В годы перед революцией он почти безвыездно жил в провинции, вдали от Парижа, в глубине своей семьи. Он весь захвачен, заворожен глазами приближающегося чудовища, которое должно поглотить самое дорогое для него на земле — короля и церковь. И он кричит о надвигающейся опасности и борется с ползущей лавиной, ясно зная, что будет раздавлен и уничтожен. Он вызывает духов, он хочет сделать контрреволюцию при помощи мертвецов. Он посылает своего сына к королю, которого везут из Варенна,[36] и тому удается спасти дофина, затерявшегося в толпе. Перед праздником Федерации на Марсовом поле[37] его сын произносит по его поручению заклятия около Алтаря Отечества, чтобы поставить Марсово поле. под особое покровительство ангелов. Сын доносит отцу, что, когда толпа танцевала карманьолу около Тюильри и он произнес заклятие, то руки сами собой опустились и танец расстроился.
=============
Лагарп,[38] известный историк и член Французской академии, в котором Террор произвел глубокий религиозный кризис и который стал мистиком по выходе из революционной тюрьмы, сохранил рассказ об одном из предсказаний Казотта.

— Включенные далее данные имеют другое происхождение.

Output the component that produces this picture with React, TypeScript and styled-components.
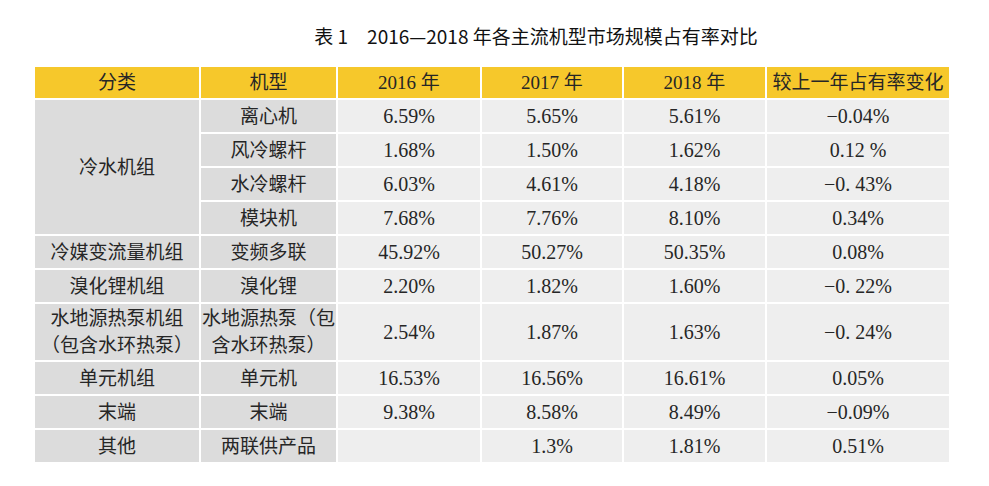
import styled, { createGlobalStyle } from "styled-components";

const Global = createGlobalStyle`
  body {
    margin: 0;
    background: #fff;
  }
`

const Page = styled.div`
  width: 989px;
  height: 486px;
  padding-top: 23px;
  box-sizing: border-box;
  font-family: "Liberation Serif", "Noto Sans CJK SC", serif;
  color: #262626;
`

const Title = styled.h1`
  margin: 0 0 16px 0;
  padding-left: 83px;
  text-align: center;
  font-family: "Noto Sans CJK SC", sans-serif;
  font-size: 19px;
  line-height: 26px;
  font-weight: 400;
  color: #111;
  white-space: pre;
`

const Table = styled.table`
  margin-left: 33px;
  border-collapse: collapse;
  table-layout: fixed;
  width: 916px;
`

const HeadCell = styled.th`
  background: #f6c82b;
  border: 2px solid #fff;
  height: 31px;
  padding: 0;
  font-size: 19px;
  line-height: 27px;
  font-weight: normal;
  text-align: center;
  vertical-align: middle;
`

/* 회색 셀: 분류 칸은 진하게, 수치 칸은 연하게 */
const Cell = styled.td<{ $dark?: boolean; $h?: number }>`
  background: ${(p) => (p.$dark ? "#dcdcdc" : "#eeeeee")};
  border: 2px solid #fff;
  height: ${(p) => p.$h ?? 32}px;
  padding: 0;
  font-size: 19px;
  line-height: 27px;
  text-align: center;
  vertical-align: middle;
`

const Num = styled.span`
  font-size: 20px;
`

const cols = [166, 137, 144, 142, 143, 184];

type Row = {
  group?: React.ReactNode;
  span?: number;
  type: React.ReactNode;
  v: string[];
  h?: number;
};

const rows: Row[] = [
  { group: "冷水机组", span: 4, type: "离心机", v: ["6.59%", "5.65%", "5.61%", "−0.04%"] },
  { type: "风冷螺杆", v: ["1.68%", "1.50%", "1.62%", "0.12 %"] },
  { type: "水冷螺杆", v: ["6.03%", "4.61%", "4.18%", "−0. 43%"] },
  { type: "模块机", v: ["7.68%", "7.76%", "8.10%", "0.34%"] },
  { group: "冷媒变流量机组", type: "变频多联", v: ["45.92%", "50.27%", "50.35%", "0.08%"] },
  { group: "溴化锂机组", type: "溴化锂", v: ["2.20%", "1.82%", "1.60%", "−0. 22%"] },
  {
    group: (
      <>
        水地源热泵机组
        <br />
        （包含水环热泵）
      </>
    ),
    type: (
      <>
        水地源热泵（包
        <br />
        含水环热泵）
      </>
    ),
    v: ["2.54%", "1.87%", "1.63%", "−0. 24%"],
    h: 56,
  },
  { group: "单元机组", type: "单元机", v: ["16.53%", "16.56%", "16.61%", "0.05%"] },
  { group: "末端", type: "末端", v: ["9.38%", "8.58%", "8.49%", "−0.09%"] },
  { group: "其他", type: "两联供产品", v: ["", "1.3%", "1.81%", "0.51%"] },
];

function App() {
  return (
    <>
      <Global />
      <Page>
        <Title>表 1　2016—2018 年各主流机型市场规模占有率对比</Title>
        <Table>
          <colgroup>
            {cols.map((w, i) => (
              <col key={i} style={{ width: w }} />
            ))}
          </colgroup>
          <thead>
            <tr>
              <HeadCell>分类</HeadCell>
              <HeadCell>机型</HeadCell>
              <HeadCell>2016 年</HeadCell>
              <HeadCell>2017 年</HeadCell>
              <HeadCell>2018 年</HeadCell>
              <HeadCell>较上一年占有率变化</HeadCell>
            </tr>
          </thead>
          <tbody>
            {rows.map((r, i) => (
              <tr key={i}>
                {r.group !== undefined && (
                  <Cell $dark rowSpan={r.span ?? 1} $h={r.h}>
                    {r.group}
                  </Cell>
                )}
                <Cell $dark $h={r.h}>{r.type}</Cell>
                {r.v.map((x, j) => (
                  <Cell key={j} $h={r.h}>
                    <Num>{x}</Num>
                  </Cell>
                ))}
              </tr>
            ))}
          </tbody>
        </Table>
      </Page>
    </>
  );
}

export default App;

«Это было в начале 1788 года.[39] Мы были на ужине у одного из наших коллег по Академии Due de Nivernais,[40] важного вельможи и весьма умного человека. Общество было очень многочисленно и весьма разнообразно. Тут были аристократы, придворные, академики, ученые… Ужин был роскошен, как обыкновенно. За десертом мальвазия придала всеобщему веселью еще тот характер свободной распущенности, при которой не всегда сохраняется подобающий тон. Был именно тот момент, когда все кажется дозволенным, что может вызвать смех.